Tuesday, December 12, 2023

H is for Huminiatures!

Miniature Hugh-Mans! Only an overview, visually, because all my existing collection, including the stuff that was here (or round the corner now!) in the attic, was combined and sent to storage a year or so ago! Also it was damaged in the 2007 summer-floods, so is a bit depressing, although it's mostly survived, it lost it's pristineness!

But both Adrian Little And Jon Attwood have between them found all the following, so we can have a half-decent look at their output, and the sort of revelation following, so many thanks to both of them.

The box isn't quite as bad as it looks here, enhancing the contrast so you could more-easily read the information on the labels has resulted in something which looks like a bloodstained artefact recovered from a murder victim in Midsomer or some New England coastal community!
 
Five shillings was a lot of money back in the day, and while these are believed to have been on sale from the war or soon after the end of it, they wouldn't have been that affordable, to the average buyer, even in the 1960's or 70's, more of a luxury, or something architects could put on the bill?
 
They are however (left and upper shots) exquisitely painted, compared to their J&L Randall Merit counterparts or Wardie Mastermodel clones. And I've just chosen my words very carefully, following what's come to light just in the last few weeks as a result of the Minikin find AND re-reading the Brookes book on Kemlows.
 
Before I continue - the lady in a pink top and grey skirt (top right) fixing her hair in a compact-mirror is an interloper, I'm not sure whose figure she is, perhaps Merten? I suspect the figures in the lower image are early Merit, they are quite well painted, but heavier sculpts, and brighter colours on pink plastic.
 
But, it seems the original story, which I got from the Brookes' at the lovely exhibition open-days held in Alresford, Hampshire by Bob Leggett, which was that Merit had got the tooling when BJ Ward went bust, and that the workers being laid-off without pay had carried them 'over the road' to Randall's, was in fact, a tad fanciful.
 
Having said that, I cast no aspersions, the story told, was made clear to be hearsay, and was some ten-years before the book was ready, so before the Brookes were even talking to Stephen Lowe (of the Kemlows family), but reading how Collis Plastics first played a roll in, and were later bought by Kemlows (the firm behind the production of Mastermodels), has made it all clear.

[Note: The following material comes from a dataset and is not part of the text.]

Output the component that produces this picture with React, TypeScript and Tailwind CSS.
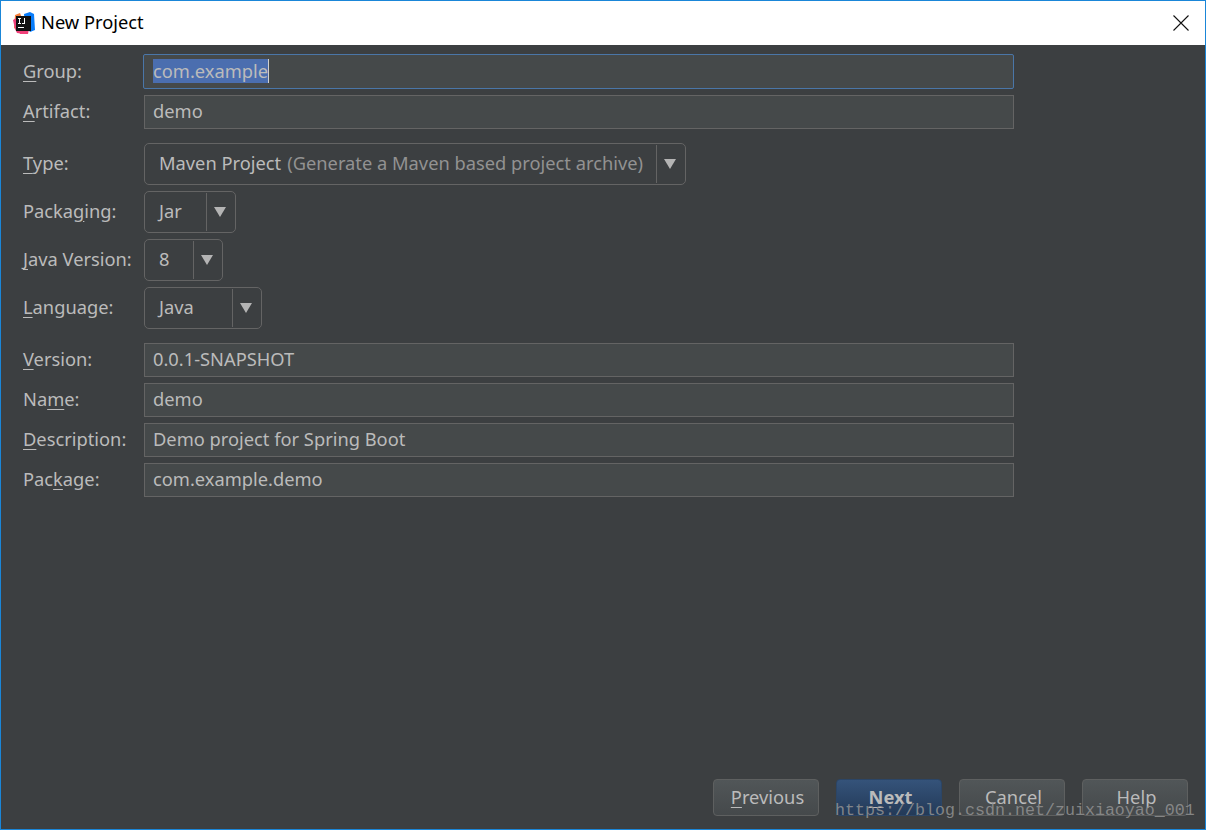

Not clear here - should have used a ruler like some over-efficient evilBayer - but these are the smaller TT-gauge, in the master collection I know I also have the larger O-gauge, both unpainted and painted, home and factory.
 
The clarity came in realising that there is NO crossover in poses, to/from Slaters and Minikins, and that therefore BJ Ward (who carried most of the poses of both!), knowingly, or unknowingly (through his tool/pattern maker Collis) copied, cloned or pirated BOTH firms, to produce the figures, for his otherwise pretty unique range of die-cast, tin, whitemetal, wire and wooden railway accessories. Because both firms were active, earlier than Ward's enterprise!
 
And that's enough for now, as we are going to be looking briefly at both Mastermodels and Merit in the next few days/week or so, and can polish-off the rest then, as it's all in the Kemlows book, sort of. Suffice to say, we have to believe, that for whatever reason, Slater's (a Northern-based firm) must have got their tooling from the early Collis Plastics just North of London?

A flat wagon courtesy of Jon, I may have one or two of these horse-drawn vehicles in the master collection, if so, and because they will be in flood damaged packaging, I will build them as a future project one day!
 
From the Carriage Foundation;
 
"Dog carts were so named because they were originally used for carrying sporting dogs in the boot, some would have louvred sides which provided ventilation. First built at the beginning of the 19th century as two-wheeled vehicles, they were later built with four wheels. They carried four passengers sitting in pairs, back to back, and were so useful for all country pursuits that they were found in every country house and used well into the motor age, many of the later examples never being used for the purpose for which they were originally designed."

As well as the O, OO (HO) and TT-compatible figures Slater's also did N-gauge stuff and, I think, the odd-bit of the bigger 1, H, or G stuff, at some point? But I'd have to check with the collection to be sure!